## What is expected
In the records that follow, show each line where the word "Tailwind" is present.

## Supplied entries
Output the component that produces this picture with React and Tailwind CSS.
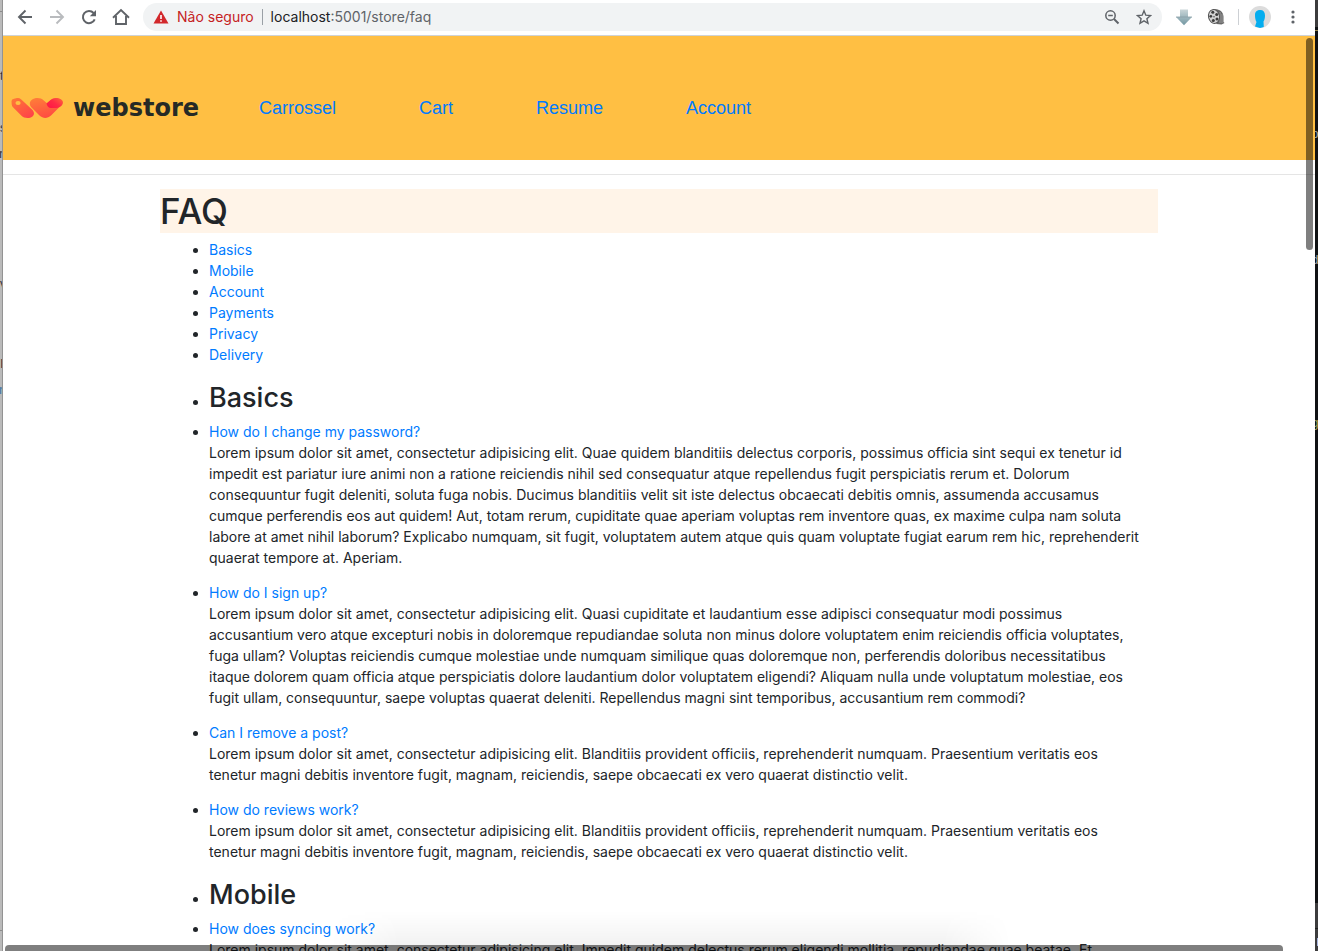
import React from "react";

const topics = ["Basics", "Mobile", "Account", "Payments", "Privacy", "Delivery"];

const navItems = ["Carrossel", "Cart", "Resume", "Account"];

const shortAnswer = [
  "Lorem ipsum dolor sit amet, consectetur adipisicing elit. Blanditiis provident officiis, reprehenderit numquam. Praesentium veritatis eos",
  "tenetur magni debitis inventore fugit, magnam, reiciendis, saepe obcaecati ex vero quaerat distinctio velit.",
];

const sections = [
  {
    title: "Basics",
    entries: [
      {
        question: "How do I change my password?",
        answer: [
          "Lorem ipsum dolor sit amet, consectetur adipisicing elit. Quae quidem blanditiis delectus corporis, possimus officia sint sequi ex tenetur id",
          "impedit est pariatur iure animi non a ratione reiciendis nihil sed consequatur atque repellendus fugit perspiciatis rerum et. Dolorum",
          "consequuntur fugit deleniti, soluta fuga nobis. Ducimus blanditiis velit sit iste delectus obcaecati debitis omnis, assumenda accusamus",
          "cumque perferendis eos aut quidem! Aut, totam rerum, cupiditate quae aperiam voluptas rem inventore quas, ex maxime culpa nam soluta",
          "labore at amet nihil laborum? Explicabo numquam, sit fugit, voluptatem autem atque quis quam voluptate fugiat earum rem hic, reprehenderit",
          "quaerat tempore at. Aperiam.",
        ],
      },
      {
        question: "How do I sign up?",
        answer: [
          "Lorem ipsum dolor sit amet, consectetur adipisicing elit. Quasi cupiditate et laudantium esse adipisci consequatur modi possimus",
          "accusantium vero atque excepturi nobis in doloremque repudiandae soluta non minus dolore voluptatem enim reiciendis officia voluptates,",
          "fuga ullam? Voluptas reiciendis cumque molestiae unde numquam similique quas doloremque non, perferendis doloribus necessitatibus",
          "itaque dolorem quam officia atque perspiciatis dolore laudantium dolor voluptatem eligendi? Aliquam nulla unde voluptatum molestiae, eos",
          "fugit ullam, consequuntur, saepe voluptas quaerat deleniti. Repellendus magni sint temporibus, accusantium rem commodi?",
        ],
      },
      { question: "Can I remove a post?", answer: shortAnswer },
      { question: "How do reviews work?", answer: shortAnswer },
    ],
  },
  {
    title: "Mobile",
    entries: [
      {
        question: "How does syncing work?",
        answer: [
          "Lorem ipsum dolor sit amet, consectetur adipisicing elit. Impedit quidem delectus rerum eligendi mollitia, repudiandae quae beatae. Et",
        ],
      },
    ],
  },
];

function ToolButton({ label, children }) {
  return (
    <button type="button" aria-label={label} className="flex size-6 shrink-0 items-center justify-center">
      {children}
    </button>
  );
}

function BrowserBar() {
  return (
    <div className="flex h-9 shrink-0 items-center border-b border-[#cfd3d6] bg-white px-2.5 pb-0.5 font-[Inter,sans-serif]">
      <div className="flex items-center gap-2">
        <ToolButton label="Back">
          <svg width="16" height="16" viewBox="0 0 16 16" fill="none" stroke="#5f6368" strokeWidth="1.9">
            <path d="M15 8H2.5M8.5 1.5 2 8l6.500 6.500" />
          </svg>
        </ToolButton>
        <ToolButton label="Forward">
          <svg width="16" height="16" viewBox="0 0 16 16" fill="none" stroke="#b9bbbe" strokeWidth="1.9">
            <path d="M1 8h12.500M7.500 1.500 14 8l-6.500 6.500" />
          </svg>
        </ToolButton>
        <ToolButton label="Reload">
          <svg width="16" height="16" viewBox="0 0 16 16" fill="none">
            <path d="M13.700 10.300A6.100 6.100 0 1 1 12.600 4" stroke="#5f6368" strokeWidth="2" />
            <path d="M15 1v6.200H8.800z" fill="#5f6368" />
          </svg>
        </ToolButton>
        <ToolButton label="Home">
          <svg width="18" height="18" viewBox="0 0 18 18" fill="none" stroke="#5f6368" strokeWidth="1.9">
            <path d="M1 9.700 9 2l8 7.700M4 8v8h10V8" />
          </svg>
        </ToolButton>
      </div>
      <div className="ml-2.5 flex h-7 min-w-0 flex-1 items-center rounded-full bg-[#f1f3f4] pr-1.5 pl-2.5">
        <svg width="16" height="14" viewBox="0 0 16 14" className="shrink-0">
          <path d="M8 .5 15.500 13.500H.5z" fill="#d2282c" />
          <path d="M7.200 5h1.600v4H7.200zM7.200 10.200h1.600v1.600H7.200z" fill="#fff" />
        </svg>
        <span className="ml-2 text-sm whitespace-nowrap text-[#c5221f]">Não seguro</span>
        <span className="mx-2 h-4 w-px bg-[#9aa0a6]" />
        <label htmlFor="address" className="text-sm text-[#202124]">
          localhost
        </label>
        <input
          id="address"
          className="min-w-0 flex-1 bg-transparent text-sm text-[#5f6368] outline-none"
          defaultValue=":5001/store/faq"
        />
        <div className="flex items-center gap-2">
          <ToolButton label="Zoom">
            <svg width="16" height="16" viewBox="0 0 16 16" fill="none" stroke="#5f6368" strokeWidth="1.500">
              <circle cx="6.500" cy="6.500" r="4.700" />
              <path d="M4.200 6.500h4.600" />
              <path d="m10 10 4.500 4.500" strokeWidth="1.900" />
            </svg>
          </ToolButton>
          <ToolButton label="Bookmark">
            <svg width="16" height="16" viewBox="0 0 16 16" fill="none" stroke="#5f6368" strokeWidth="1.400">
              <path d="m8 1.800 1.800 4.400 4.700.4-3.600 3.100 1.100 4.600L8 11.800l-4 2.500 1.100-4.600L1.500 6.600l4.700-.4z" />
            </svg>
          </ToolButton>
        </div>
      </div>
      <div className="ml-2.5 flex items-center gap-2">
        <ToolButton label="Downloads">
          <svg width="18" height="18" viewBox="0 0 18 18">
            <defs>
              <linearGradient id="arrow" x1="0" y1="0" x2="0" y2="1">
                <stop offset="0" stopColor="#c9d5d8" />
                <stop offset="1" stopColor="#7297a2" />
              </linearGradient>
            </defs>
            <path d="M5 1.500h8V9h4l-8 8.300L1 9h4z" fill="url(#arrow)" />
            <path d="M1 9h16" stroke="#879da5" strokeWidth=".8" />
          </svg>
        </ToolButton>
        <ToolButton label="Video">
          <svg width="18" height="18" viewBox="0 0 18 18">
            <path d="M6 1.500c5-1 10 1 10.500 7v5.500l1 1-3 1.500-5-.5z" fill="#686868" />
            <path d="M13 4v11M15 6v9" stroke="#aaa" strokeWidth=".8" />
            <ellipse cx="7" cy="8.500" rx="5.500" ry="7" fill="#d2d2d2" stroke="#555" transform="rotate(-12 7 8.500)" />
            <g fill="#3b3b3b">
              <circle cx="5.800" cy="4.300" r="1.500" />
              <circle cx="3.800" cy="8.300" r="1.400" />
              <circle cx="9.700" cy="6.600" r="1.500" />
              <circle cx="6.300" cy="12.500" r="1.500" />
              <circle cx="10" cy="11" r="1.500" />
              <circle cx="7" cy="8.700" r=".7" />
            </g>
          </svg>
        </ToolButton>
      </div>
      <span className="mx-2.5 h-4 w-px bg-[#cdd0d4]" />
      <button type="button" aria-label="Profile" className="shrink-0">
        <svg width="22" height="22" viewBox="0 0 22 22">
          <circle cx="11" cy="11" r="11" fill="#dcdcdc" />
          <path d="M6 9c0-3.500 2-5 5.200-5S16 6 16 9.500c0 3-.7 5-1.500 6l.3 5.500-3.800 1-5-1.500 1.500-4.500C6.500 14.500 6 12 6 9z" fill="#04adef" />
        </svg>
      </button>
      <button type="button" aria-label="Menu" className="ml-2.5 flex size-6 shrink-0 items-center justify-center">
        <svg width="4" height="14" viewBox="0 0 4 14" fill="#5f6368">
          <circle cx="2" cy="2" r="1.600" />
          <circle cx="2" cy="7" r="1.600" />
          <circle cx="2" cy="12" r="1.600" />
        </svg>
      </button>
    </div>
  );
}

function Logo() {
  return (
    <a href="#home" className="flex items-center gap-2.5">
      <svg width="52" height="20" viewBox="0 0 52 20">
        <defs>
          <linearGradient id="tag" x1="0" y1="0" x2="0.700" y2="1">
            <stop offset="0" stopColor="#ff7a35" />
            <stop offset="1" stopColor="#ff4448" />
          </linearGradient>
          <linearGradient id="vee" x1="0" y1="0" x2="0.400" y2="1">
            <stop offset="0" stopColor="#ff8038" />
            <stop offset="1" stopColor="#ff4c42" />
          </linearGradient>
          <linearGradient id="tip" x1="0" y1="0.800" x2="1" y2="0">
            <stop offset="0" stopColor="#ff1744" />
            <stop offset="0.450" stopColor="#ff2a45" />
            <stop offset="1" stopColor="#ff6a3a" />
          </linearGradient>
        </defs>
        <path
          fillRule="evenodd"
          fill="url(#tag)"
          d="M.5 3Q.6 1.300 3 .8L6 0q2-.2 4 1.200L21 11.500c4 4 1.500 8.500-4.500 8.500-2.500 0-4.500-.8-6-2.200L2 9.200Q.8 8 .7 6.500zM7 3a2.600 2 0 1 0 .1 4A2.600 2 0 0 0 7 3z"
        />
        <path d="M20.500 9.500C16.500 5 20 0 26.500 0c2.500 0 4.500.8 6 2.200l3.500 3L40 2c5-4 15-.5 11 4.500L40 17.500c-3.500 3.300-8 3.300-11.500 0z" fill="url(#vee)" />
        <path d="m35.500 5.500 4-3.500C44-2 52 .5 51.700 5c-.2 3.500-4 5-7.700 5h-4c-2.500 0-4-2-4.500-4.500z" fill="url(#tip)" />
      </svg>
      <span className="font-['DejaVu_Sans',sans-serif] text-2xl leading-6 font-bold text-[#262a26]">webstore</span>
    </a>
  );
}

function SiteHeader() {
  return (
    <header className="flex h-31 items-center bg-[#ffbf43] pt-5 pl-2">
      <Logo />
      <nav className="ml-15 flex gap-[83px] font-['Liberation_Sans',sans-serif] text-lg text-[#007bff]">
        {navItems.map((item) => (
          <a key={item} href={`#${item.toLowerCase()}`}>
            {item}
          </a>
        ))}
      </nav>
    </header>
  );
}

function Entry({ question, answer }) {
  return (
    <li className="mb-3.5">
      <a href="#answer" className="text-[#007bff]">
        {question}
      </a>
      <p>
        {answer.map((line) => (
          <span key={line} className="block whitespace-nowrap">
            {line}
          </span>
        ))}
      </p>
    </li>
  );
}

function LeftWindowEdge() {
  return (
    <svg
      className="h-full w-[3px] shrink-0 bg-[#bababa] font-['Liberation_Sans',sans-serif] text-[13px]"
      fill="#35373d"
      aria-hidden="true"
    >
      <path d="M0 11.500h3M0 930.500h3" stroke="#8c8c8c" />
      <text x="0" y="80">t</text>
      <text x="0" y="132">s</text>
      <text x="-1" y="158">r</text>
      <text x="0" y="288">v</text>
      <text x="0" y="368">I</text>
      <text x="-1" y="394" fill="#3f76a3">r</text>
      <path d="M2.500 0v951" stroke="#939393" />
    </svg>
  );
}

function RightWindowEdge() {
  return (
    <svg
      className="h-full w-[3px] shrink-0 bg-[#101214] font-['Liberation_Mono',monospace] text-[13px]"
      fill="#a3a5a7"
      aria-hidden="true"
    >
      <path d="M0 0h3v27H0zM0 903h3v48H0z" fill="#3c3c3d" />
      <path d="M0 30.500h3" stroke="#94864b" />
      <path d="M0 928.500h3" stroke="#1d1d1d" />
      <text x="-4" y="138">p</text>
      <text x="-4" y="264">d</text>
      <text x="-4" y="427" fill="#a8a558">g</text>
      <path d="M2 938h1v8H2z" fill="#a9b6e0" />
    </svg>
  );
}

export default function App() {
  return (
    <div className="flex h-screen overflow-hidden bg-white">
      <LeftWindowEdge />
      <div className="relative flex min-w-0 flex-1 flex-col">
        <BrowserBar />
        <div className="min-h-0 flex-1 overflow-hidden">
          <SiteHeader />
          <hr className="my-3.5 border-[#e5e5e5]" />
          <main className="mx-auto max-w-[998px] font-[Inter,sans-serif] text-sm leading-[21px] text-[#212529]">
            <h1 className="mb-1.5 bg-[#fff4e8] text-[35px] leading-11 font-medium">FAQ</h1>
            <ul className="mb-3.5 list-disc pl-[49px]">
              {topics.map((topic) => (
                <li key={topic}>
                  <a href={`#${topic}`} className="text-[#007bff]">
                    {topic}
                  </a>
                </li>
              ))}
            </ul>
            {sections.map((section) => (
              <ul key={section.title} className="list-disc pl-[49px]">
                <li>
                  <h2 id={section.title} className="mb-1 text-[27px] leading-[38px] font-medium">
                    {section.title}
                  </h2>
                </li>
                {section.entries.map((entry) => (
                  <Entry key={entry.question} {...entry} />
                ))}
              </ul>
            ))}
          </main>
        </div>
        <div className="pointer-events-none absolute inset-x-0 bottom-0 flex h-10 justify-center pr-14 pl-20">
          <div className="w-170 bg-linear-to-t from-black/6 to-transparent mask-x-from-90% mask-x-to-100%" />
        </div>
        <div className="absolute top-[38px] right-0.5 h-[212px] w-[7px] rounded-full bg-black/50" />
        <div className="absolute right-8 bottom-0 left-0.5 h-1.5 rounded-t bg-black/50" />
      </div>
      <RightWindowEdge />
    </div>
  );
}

* * *

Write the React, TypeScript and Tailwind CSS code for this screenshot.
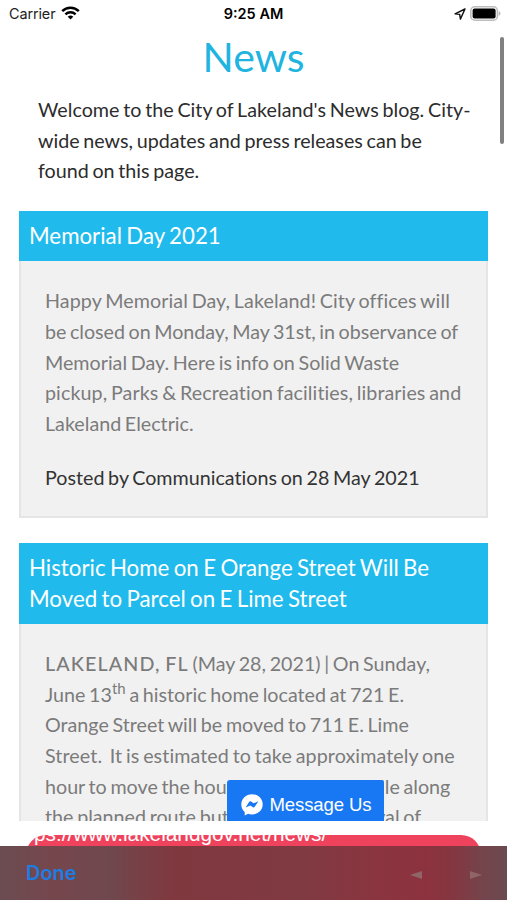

## Output below
Output the component that produces this picture with React and Tailwind CSS.
Write the React, TypeScript and Tailwind CSS code for this screenshot.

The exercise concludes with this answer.